Perhaps the most fundamental limitation of voice assistants is based on the very nature of voice communication – verbally, information can only be communicated in a linear manner, word by word. Unlike traditional web search where a user is presented with many responses on-screen by a search engine, voice only works at its best when a query or search has a single and precise response. For example, ‘Alexa, what time does Foot Locker’s Manchester store close today?’ is ideally suited to a verbal response as there is only one answer to the question. However, consider the question ‘Alexa, what sport retailers are there in Manchester?’. The response to that can’t really be communicated effectively by voice as there are many possible answers.
This means that at a fundamental level voice is great for controlling devices, repeating tasks and answering questions where there is one clear answer. Where more complex responses are needed or where there is a need for the user to make a final decision, voice might not be the answer. Of course, artificial intelligence and machine learning have a role to play here, as they have the potential to select the most appropriate response from a number of search results, based on factors such as the user’s profile and previous behaviour. For example, there are many chicken recipes out there, but artificial intelligence can suggest a couple it thinks you might like. Voice assistants with screens also go a long way to address this problem, as they can display a short list of responses from which the user can make a final decision.
Another major consideration for brands is working out the best way to implement a voice strategy. This is not always straightforward as voice SEO optimisation, like standard SEO, is tricky. While brands and retailers with deeper pockets can develop and distribute Alexa Skills and Google Actions, for smaller brands this is often not a viable option. Developing Skills and Actions is not particularly expensive or difficult, however like with smartphone apps the difficulty is to encourage shoppers to download them. We suggest that often the best solution to get voice capability to market is to partner with existing Skills and Actions which are already widely distributed.
Whether claims, such as that voice will account for half of searches by 2022, will turn out to be correct is yet to be seen. However, we have no doubt that the role of voice in day-to-day life will increase substantially. Given falling device prices, improving speech recognition and a growing list of tasks voice assistants can complete, we expect that household penetration of standalone devices will reach 35% by the end of 2019. And this is only the tip of the iceberg as the technology is integrated into more devices, apps and vehicles.
Consider for example that Google has incorporated voice technology into Google Maps and most Android phones. It has also launched an iOS companion app. In addition, we are seeing a growing list of appliances and vehicles that have Alexa and Google voice technology built in. Take this into account and it’s easy to see how voice assistants will soon become ubiquitously available. Indeed, we find in our research that 46% of UK consumers are currently aware that they own a device with built-in voice capability, even if they don’t use it at present.
Perhaps more important than the spread of the technology to voice’s success will be the growing willingness of people to use it. We find that older consumers in particular feel awkward talking to voice assistants. But this is changing. As devices are becoming more useful, people of all ages are becoming happier to use them and we already see how voice is becoming a more integral part of a growing number of people’s day-to-day lives. We also have a new generation of consumers set to become adults over the next few years – Gen Z – a group of people who have been brought up with connected technology and feel comfortable communicating with it in many ways.

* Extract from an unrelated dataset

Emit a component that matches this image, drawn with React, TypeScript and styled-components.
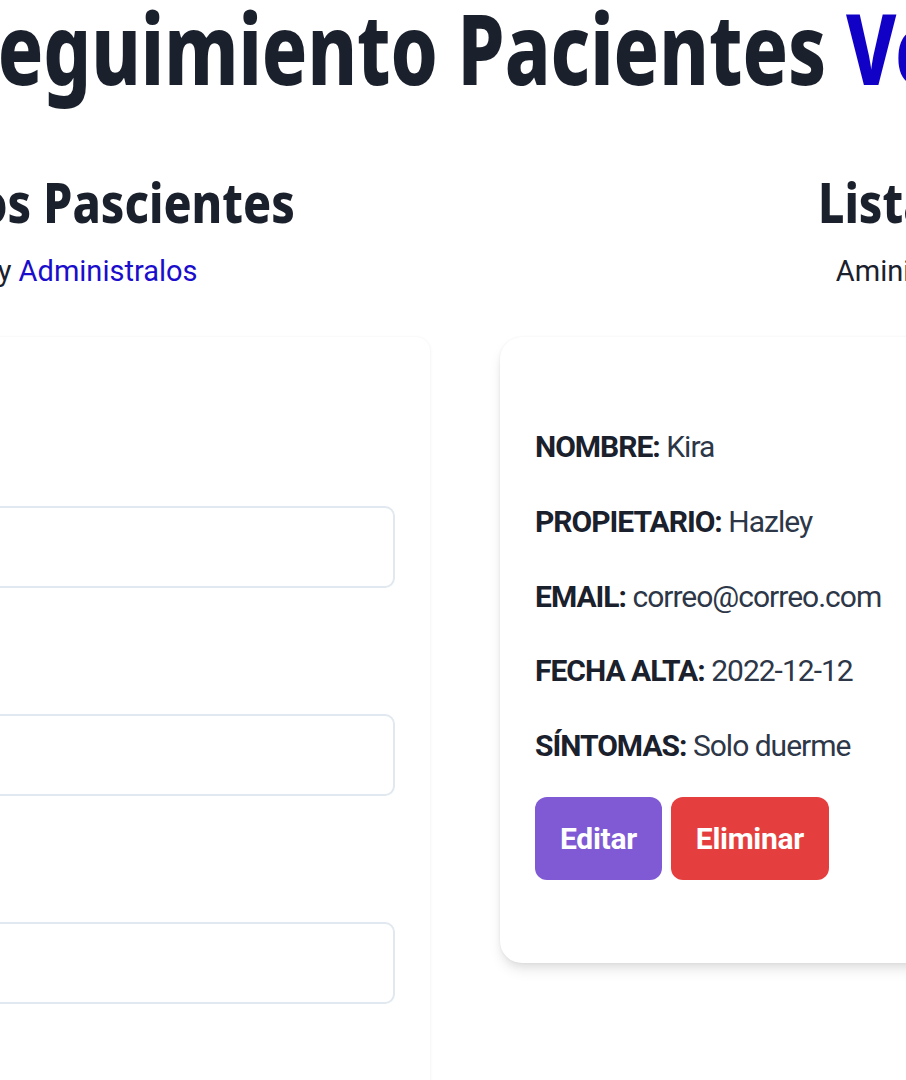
import React from "react";
import styled, { createGlobalStyle, css } from "styled-components";

const GlobalStyle = createGlobalStyle`
  html, body {
    margin: 0;
    padding: 0;
    background: #ffffff;
    overflow: hidden;
  }
  body {
    font-family: Roboto, "Liberation Sans", Arial, sans-serif;
    color: #1a202c;
  }
  * { box-sizing: border-box; }
`;

const Viewport = styled.div`
  width: 906px;
  height: 1080px;
  overflow: hidden;
  background: #ffffff;
`;

const Stage = styled.div`
  width: 2046px;
  margin-left: -474px;
`;

const Header = styled.header`
  padding-left: 134px;
`;

const headingFont = css`
  font-family: "Noto Sans", "Open Sans", "DejaVu Sans", sans-serif;
  font-weight: 800;
  color: #1a202c;
  white-space: nowrap;
  text-align: center;
  margin: 0;
`;

const Title = styled.h1`
  ${headingFont};
  font-size: 99px;
  line-height: 93px;
  transform: scaleX(0.76);
`;

const Accent = styled.span`
  color: #1100c6;
`;

const Columns = styled.main`
  display: flex;
  align-items: flex-start;
  gap: 70px;
  margin-top: 78px;
`;

const Column = styled.section<{ $width: number }>`
  flex: none;
  width: ${(p) => p.$width}px;
  display: flex;
  flex-direction: column;
`;

const SectionTitle = styled.h2`
  ${headingFont};
  font-size: 56px;
  line-height: 60px;
  transform: scaleX(0.83);
`;

const SectionLead = styled.p`
  margin: 23px 0 0;
  font-size: 29px;
  line-height: 34px;
  text-align: center;
  white-space: nowrap;
  color: #1a202c;
`;

const LeadAccent = styled.span`
  color: #1a0dcc;
`;

const FormCard = styled.form`
  margin-top: 49px;
  background: #ffffff;
  border-radius: 14px;
  box-shadow: 0 1px 4px rgba(0, 0, 0, 0.05), 0 0 2px rgba(0, 0, 0, 0.04);
  padding: 119px 35px 60px;
  display: flex;
  flex-direction: column;
  gap: 76px;
`;

const Field = styled.div`
  display: flex;
  flex-direction: column;
  gap: 16px;
`;

const Label = styled.label`
  font-size: 29px;
  line-height: 34px;
  font-weight: 500;
  color: #1a202c;
`;

const Input = styled.input`
  height: 82px;
  width: 100%;
  border: 2px solid #e2e8f0;
  border-radius: 10px;
  background: #ffffff;
  padding: 0 28px;
  font-family: Roboto, "Liberation Sans", sans-serif;
  font-size: 29px;
  color: #1a202c;
  outline: none;
`;

const PatientCard = styled.article`
  margin-top: 49px;
  background: #ffffff;
  border-radius: 22px;
  box-shadow: 0 8px 14px -2px rgba(0, 0, 0, 0.1), 0 4px 8px -2px rgba(0, 0, 0, 0.06),
    0 0 3px rgba(0, 0, 0, 0.05);
  padding: 92px 35px 83px;
  display: flex;
  flex-direction: column;
`;

const InfoList = styled.div`
  display: flex;
  flex-direction: column;
  gap: 38.75px;
`;

const InfoLine = styled.p`
  margin: 0;
  font-size: 30px;
  line-height: 36px;
  letter-spacing: -1px;
  color: #2d3748;
  white-space: nowrap;
`;

const InfoKey = styled.span`
  font-weight: 700;
  color: #1a202c;
`;

const Actions = styled.div`
  display: flex;
  gap: 9px;
  margin-top: 33px;
`;

const ActionButton = styled.button<{ $tone: "purple" | "red" }>`
  height: 83px;
  padding: 0 25px;
  border: none;
  border-radius: 12px;
  font-family: Roboto, "Liberation Sans", sans-serif;
  font-size: 30px;
  font-weight: 700;
  letter-spacing: -0.3px;
  color: #ffffff;
  background: ${(p) => (p.$tone === "purple" ? "#805ad5" : "#e53e3e")};
  cursor: pointer;
`;

const fields = [
  { id: "mascota", label: "Nombre Mascota" },
  { id: "propietario", label: "Nombre Propietario" },
  { id: "email", label: "Email" },
  { id: "alta", label: "Alta" },
];

const info: [string, string][] = [
  ["NOMBRE:", "Kira"],
  ["PROPIETARIO:", "Hazley"],
  ["EMAIL:", "correo@correo.com"],
  ["FECHA ALTA:", "2022-12-12"],
  ["SÍNTOMAS:", "Solo duerme"],
];

export default function App() {
  return (
    <>
      <GlobalStyle />
      <Viewport>
        <Stage>
          <Header>
            <Title>
              Seguimiento Pacientes <Accent>Veterinaria</Accent>
            </Title>
          </Header>
          <Columns>
            <Column $width={904}>
              <SectionTitle>Registros de los Pascientes</SectionTitle>
              <SectionLead>
                Añade Pascientes y <LeadAccent>Administralos</LeadAccent>
              </SectionLead>
              <FormCard onSubmit={(e) => e.preventDefault()}>
                {fields.map((f) => (
                  <Field key={f.id}>
                    <Label htmlFor={f.id}>{f.label}</Label>
                    <Input id={f.id} type="text" />
                  </Field>
                ))}
              </FormCard>
            </Column>
            <Column $width={1072}>
              <SectionTitle>Listado Pascientes</SectionTitle>
              <SectionLead>Aministra tus Pacientes y Citas</SectionLead>
              <PatientCard>
                <InfoList>
                  {info.map(([k, v]) => (
                    <InfoLine key={k}>
                      <InfoKey>{k}</InfoKey> {v}
                    </InfoLine>
                  ))}
                </InfoList>
                <Actions>
                  <ActionButton type="button" $tone="purple">
                    Editar
                  </ActionButton>
                  <ActionButton type="button" $tone="red">
                    Eliminar
                  </ActionButton>
                </Actions>
              </PatientCard>
            </Column>
          </Columns>
        </Stage>
      </Viewport>
    </>
  );
}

For marketers we suggest a considered approach. Voice is not a silver bullet, but it has a role as part of a broader channel strategy. An understanding of voice SEO will be essential to make sure brands are represented correctly. And while it is not possible for all brands to develop and deploy successful Skills and Actions, there are many partnerships that can be established as a useful starting point when planning the implementation of voice campaigns.
As a final point, it is also essential when planning voice campaigns that the consumer or shopper is placed at the centre of the strategy. People do not set out to learn about brands – they want to solve problems and will be attracted to use voice when the benefit to them is clear and the user experience is simple.
We expect 2019 will be a critical year for voice where the hype and forecasts start to be replaced with facts, case studies and best practice. What is important now is that brands, big and small, understand the technology, what’s possible and have a strategy to include voice in their channel mix.